Sólo la inercia histórica y la pereza institucional y el miedo a la participación representativa explican que no haya sido abolido aún y que la mayor parte de los cristianos no se escandalicen de su carácter antievangélico y antitestimonial. Con todas estas limitaciones, estamos de nuevo, como hace 25 años, a punto de jugarnos una vez más el destino de la Iglesia casi al azar, fuera de la responsabilidad de la Iglesia Pueblo de Dios. ¿Qué pasará? ¿Hacia dónde vamos?

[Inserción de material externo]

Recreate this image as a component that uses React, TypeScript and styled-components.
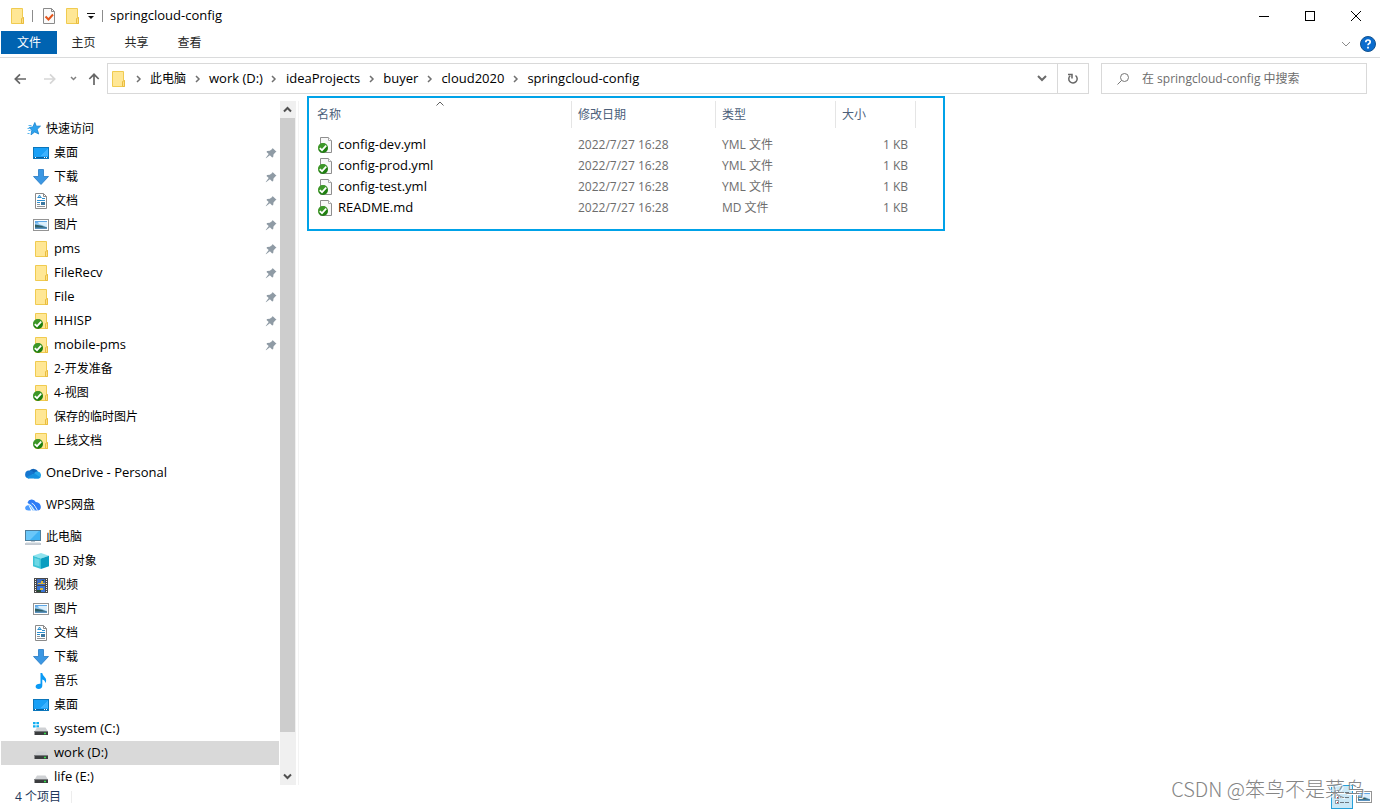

Puede acontecer lo peor: otros 25 años de gobierno autoritario, unipersonal, impositivo, incontrolado, excluidor. Un nuevo periodo sin afrontar los problemas secularmente pendientes, asistiendo impasibles al abandono y al exilio voluntario de más y más creyentes, así como a la indiferencia de la juventud. Y esto es, de algún modo, lo más probable, pues todo está "atado y bien atado". Y puede sobrevenir una sorpresa, como sorpresa fue la de Juan XXIII.

Concluyo: en esta situación, ¿en qué consiste tener esperanza? ¿En repetir voluntarísticamente que la Iglesia saldrá adelante y que todo irá a mejor?

En los tiempos del eclesiocentrismo, cuando confundíamos la Iglesia con lo que pueda querer Dios para la humanidad, tener esperanza era afirmar intemperantemente que la Iglesia no podía no salir adelante. Hoy que ya distinguimos, nuestra esperanza compatible con el realismo de ver y reconocer que existen posibilidades muy serias de que la actual postración eclesiástica actual continúe y se profundice. Negar o cerrar los ojos a esta posibilidad no es tener más esperanza, sino, simplemente, no tener visión afinada o no ser capaz de aceptar la verdad de lo que se ve. Porque la esperanza no tiene como objeto "la figura de esta Iglesia que pasa", sino la misteriosa voluntad de Dios sobre la Humanidad, contando con que pueda ser Él el primero que no se inquiete la posibilidad del deterioro o hasta de la desaparición de esta Iglesia. Yo me apunto a esta esperanza realista.